Copy the data that follows exactly. Include no pictures.

(Interface markup and scripts)
^^^^

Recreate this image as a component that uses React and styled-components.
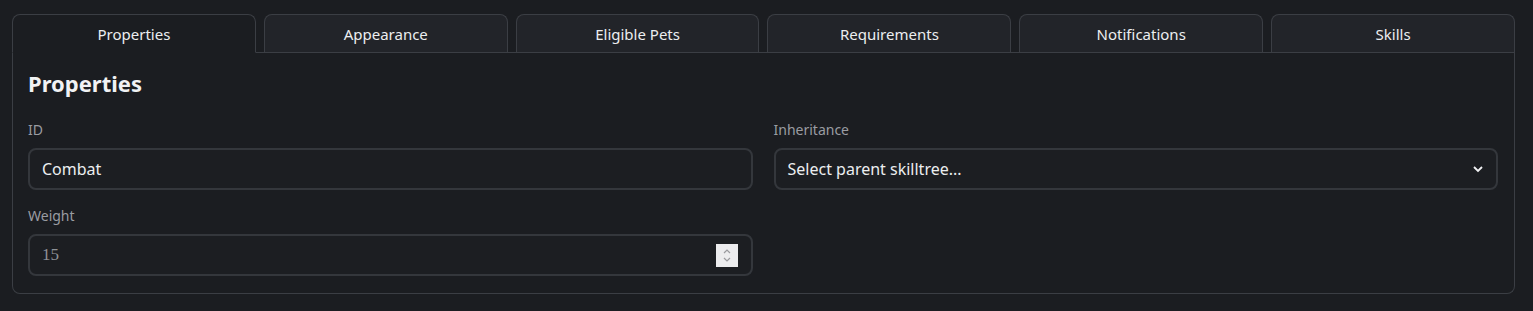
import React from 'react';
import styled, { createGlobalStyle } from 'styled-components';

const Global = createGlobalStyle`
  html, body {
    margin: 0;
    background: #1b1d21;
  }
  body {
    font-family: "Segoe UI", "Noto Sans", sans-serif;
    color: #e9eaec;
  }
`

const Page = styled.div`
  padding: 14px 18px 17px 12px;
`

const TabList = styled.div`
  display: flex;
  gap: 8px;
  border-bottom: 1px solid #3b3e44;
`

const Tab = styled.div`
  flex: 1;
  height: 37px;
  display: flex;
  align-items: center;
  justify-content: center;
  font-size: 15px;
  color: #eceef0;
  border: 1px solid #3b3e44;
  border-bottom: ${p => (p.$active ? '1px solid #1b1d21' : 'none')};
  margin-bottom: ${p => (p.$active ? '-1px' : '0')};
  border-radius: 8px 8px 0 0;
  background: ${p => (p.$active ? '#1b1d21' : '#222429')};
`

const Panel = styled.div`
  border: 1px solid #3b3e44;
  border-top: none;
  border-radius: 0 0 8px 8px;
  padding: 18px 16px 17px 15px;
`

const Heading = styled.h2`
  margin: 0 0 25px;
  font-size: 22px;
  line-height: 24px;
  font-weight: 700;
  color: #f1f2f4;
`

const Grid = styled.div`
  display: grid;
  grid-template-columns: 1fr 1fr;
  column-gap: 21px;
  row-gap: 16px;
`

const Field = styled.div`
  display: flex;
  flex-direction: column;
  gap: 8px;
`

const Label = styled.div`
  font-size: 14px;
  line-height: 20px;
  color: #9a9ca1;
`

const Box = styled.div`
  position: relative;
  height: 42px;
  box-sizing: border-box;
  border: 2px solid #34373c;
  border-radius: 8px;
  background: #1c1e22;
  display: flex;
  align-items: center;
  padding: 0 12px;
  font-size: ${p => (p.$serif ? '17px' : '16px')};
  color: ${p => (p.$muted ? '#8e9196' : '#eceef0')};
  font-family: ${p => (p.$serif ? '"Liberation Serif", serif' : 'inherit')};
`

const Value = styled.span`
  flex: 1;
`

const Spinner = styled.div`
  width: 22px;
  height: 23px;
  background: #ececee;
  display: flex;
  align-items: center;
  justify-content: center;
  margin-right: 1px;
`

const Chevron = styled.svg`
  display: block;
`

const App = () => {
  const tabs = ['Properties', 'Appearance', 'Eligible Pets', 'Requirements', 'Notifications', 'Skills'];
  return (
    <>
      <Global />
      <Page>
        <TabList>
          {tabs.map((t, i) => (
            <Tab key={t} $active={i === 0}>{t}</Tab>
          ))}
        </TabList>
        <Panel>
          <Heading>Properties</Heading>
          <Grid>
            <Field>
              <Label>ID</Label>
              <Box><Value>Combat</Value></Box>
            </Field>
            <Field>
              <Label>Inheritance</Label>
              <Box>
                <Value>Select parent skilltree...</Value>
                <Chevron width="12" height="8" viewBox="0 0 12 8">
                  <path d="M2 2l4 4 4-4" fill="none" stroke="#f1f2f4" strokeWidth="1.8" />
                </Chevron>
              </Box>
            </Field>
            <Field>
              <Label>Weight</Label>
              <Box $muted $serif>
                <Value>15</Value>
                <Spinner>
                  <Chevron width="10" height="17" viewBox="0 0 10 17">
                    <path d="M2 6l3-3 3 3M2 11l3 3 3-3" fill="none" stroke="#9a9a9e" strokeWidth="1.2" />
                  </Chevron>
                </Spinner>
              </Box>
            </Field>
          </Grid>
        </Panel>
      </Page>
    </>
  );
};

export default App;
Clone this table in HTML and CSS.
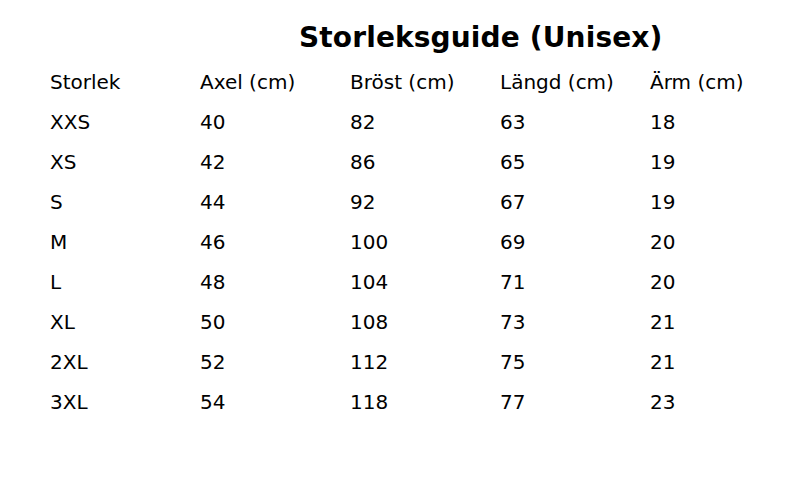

^^^^

■ OUTPUT FOR THIS EXERCISE:
Recreate this image as a component that uses React and styled-components.
import React from 'react';
import styled, { createGlobalStyle } from 'styled-components';

const Global = createGlobalStyle`
  html, body {
    margin: 0;
    background: #1b1d21;
  }
  body {
    font-family: "Segoe UI", "Noto Sans", sans-serif;
    color: #e9eaec;
  }
`

const Page = styled.div`
  padding: 14px 18px 17px 12px;
`

const TabList = styled.div`
  display: flex;
  gap: 8px;
  border-bottom: 1px solid #3b3e44;
`

const Tab = styled.div`
  flex: 1;
  height: 37px;
  display: flex;
  align-items: center;
  justify-content: center;
  font-size: 15px;
  color: #eceef0;
  border: 1px solid #3b3e44;
  border-bottom: ${p => (p.$active ? '1px solid #1b1d21' : 'none')};
  margin-bottom: ${p => (p.$active ? '-1px' : '0')};
  border-radius: 8px 8px 0 0;
  background: ${p => (p.$active ? '#1b1d21' : '#222429')};
`

const Panel = styled.div`
  border: 1px solid #3b3e44;
  border-top: none;
  border-radius: 0 0 8px 8px;
  padding: 18px 16px 17px 15px;
`

const Heading = styled.h2`
  margin: 0 0 25px;
  font-size: 22px;
  line-height: 24px;
  font-weight: 700;
  color: #f1f2f4;
`

const Grid = styled.div`
  display: grid;
  grid-template-columns: 1fr 1fr;
  column-gap: 21px;
  row-gap: 16px;
`

const Field = styled.div`
  display: flex;
  flex-direction: column;
  gap: 8px;
`

const Label = styled.div`
  font-size: 14px;
  line-height: 20px;
  color: #9a9ca1;
`

const Box = styled.div`
  position: relative;
  height: 42px;
  box-sizing: border-box;
  border: 2px solid #34373c;
  border-radius: 8px;
  background: #1c1e22;
  display: flex;
  align-items: center;
  padding: 0 12px;
  font-size: ${p => (p.$serif ? '17px' : '16px')};
  color: ${p => (p.$muted ? '#8e9196' : '#eceef0')};
  font-family: ${p => (p.$serif ? '"Liberation Serif", serif' : 'inherit')};
`

const Value = styled.span`
  flex: 1;
`

const Spinner = styled.div`
  width: 22px;
  height: 23px;
  background: #ececee;
  display: flex;
  align-items: center;
  justify-content: center;
  margin-right: 1px;
`

const Chevron = styled.svg`
  display: block;
`

const App = () => {
  const tabs = ['Properties', 'Appearance', 'Eligible Pets', 'Requirements', 'Notifications', 'Skills'];
  return (
    <>
      <Global />
      <Page>
        <TabList>
          {tabs.map((t, i) => (
            <Tab key={t} $active={i === 0}>{t}</Tab>
          ))}
        </TabList>
        <Panel>
          <Heading>Properties</Heading>
          <Grid>
            <Field>
              <Label>ID</Label>
              <Box><Value>Combat</Value></Box>
            </Field>
            <Field>
              <Label>Inheritance</Label>
              <Box>
                <Value>Select parent skilltree...</Value>
                <Chevron width="12" height="8" viewBox="0 0 12 8">
                  <path d="M2 2l4 4 4-4" fill="none" stroke="#f1f2f4" strokeWidth="1.8" />
                </Chevron>
              </Box>
            </Field>
            <Field>
              <Label>Weight</Label>
              <Box $muted $serif>
                <Value>15</Value>
                <Spinner>
                  <Chevron width="10" height="17" viewBox="0 0 10 17">
                    <path d="M2 6l3-3 3 3M2 11l3 3 3-3" fill="none" stroke="#9a9a9e" strokeWidth="1.2" />
                  </Chevron>
                </Spinner>
              </Box>
            </Field>
          </Grid>
        </Panel>
      </Page>
    </>
  );
};

export default App;
Clone this table in HTML and CSS.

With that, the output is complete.